A few things to bear in mind about the Su-75 “Checkmate” …

It’s not flying yet. The only public hands-on viewing of it was a mock-up model. That was a ground display at an air show. The Su-75 unveiled there did not fly in, it got to the airport on a truck. If there are no delays the Su-75 isn’t scheduled to actually fly for two more years, in 2023 sometime. It’s not supposed to be available for combat operations until 2027. Again, if there are no delays and that’s a mighty big “IF”.

It’s not designed nor promoted as a F-22 Raptor killer. It’s intended mission is to counter the F-35’s being currently produced and deployed by the U.S. Which puts their inception, production and deployment well behind American air superiority capacity.

The Su-75, from what I can find on it so far, is a “monkey model”. The Russians produce two types of armaments. Those meant for the Russian military and those to be sold to everyone else for hard currency. The weaponry made for global sale is generally inferior to what the Russians reserve for their own use. In this case the airframes and engines will likely be the same but the avionic, stealth, weapons and sensor packages will be cheaper, dumber, less effective versions.

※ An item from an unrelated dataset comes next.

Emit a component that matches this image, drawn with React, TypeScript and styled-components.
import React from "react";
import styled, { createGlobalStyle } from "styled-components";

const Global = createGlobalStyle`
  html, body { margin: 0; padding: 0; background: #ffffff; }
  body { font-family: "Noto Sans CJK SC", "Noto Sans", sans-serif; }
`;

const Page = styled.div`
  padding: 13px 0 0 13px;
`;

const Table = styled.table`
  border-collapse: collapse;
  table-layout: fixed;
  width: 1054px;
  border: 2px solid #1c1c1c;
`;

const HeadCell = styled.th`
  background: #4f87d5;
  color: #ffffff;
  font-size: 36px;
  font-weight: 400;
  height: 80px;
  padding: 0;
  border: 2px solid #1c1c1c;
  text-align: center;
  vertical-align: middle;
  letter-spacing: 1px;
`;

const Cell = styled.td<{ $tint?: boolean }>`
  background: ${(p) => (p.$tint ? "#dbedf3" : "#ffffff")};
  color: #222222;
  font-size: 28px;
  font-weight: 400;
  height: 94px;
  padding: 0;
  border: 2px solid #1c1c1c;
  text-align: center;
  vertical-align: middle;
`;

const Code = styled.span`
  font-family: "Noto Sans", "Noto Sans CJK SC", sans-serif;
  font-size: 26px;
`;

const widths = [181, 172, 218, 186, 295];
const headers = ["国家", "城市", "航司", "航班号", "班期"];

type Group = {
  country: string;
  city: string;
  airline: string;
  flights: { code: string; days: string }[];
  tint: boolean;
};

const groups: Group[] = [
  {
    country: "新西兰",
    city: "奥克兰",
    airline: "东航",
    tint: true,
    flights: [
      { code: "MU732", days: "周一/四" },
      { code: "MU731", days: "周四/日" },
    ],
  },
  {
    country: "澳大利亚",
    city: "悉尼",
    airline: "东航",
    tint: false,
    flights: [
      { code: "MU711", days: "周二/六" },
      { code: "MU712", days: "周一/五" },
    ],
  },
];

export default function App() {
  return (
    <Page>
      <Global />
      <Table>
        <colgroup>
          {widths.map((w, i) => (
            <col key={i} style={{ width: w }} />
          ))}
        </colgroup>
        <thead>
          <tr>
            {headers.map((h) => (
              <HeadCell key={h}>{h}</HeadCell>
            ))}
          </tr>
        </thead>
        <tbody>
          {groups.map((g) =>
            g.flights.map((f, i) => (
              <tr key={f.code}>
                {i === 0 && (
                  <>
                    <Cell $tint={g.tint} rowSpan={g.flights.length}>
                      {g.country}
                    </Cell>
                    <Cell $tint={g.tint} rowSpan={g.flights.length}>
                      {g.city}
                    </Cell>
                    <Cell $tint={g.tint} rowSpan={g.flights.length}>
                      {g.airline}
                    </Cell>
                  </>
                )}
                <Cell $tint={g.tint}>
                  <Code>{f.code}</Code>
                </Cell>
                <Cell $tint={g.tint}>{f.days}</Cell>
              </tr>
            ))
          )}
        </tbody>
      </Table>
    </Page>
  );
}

Bearing in mind that Moscow has not even claimed that this aircraft will be deployed in their own military there is some question about whether or not the Su-75 is solely intended as a monkey model to boost arms sales and bring in some needed cash for the Russian government. If that’s the case you can bet that if this aircraft were so damn superior to American planes the Russians would be building and deploying them inside Russia as fast as they could.

Russia is touting the Su-75 as an answer to the American F-35. Because many client states are not buying Russian war planes. They’re not buying Russian aircraft because when a Russian jet has gone up against an American jet, with an American (or Israeli) flying it, anytime in the last two decades or more … The Russian jet ends up as falling scrap metal. So the Su-75 may be nothing more than a marketing ploy.

Producing something capable of going toe-to-toe with an F-35 is expensive. The F-35 suffered from cost issues itself and it’s still the top in its class and mission in the world even so. Without spending more to get an equivalent or superior aircraft all you get is a sales gimmick. As per the previous paragraph. A Russian car salesman might claim that his UAZ Patriot pickup truck is every bit as good as a Ford F-150 but … it is not and never will be.

The expensive part of the equation is important. Russia’s economy is ranked 11th in the world. For comparison California with all it’s woes and economic problems is still ranked the 5th largest economy in the world. For the Russians to develop and send to market something that is significantly superior to the F-35 as to provide an air superiority edge is only half as likely as California doing the same on its own without Federal assistance.

Russia is notorious for “overstating” things. Meaning they lie a lot and count on a short public attention span, plus the fact that they just don’t care if they’re caught in a lie. There’s probably no reason to think this situation is any different. I just don’t see the Russian government, whatever form it happens to be in at the moment, having a sudden terminal outbreak of truthfulness.

There’s more but this has gotten long enough. Anyone interested in this topic should be able to get the idea by now. I’m not saying we can ignore Russian weapons tech development, we cannot. I’m saying we need to keep that kind of tech coming out of Russian and China in perspective.

And now our air training is being phased out in favor of Critical Race Theory. I’m sure that the Russians are spying on us to mimic that crucial knowledge that all pilots need

So what do you think about the technology we left behind in Afghanistan that China, the king of copying our technology, will almost surely get their hands on?

The reason all that weaponry was left behind in Afghanistan was that it was originally intended to supply the Afghan Army. You know, the Afghan Army that collapsed in about a week.

We didn’t leave any top-secret tech for the Afghans to lose, sell or misplace. It’s all pretty much standard stuff that the Russians and Chinese have known about and no doubt had in their hands anyway.

The problem with what was left in Afghanistan isn’t that other peer powers will learn something game-changing from it. It’s that now the Taliban has a full blown, well equipped, serious military capacity that they never had before.

Never discount the bean-counters’ consumption mindset that sees all that equipment, not as our hard-earned wealth dedicated to serving our best interests, but as an already spent appropriation with nothing budgeted for retrieval, maintenance, and storage.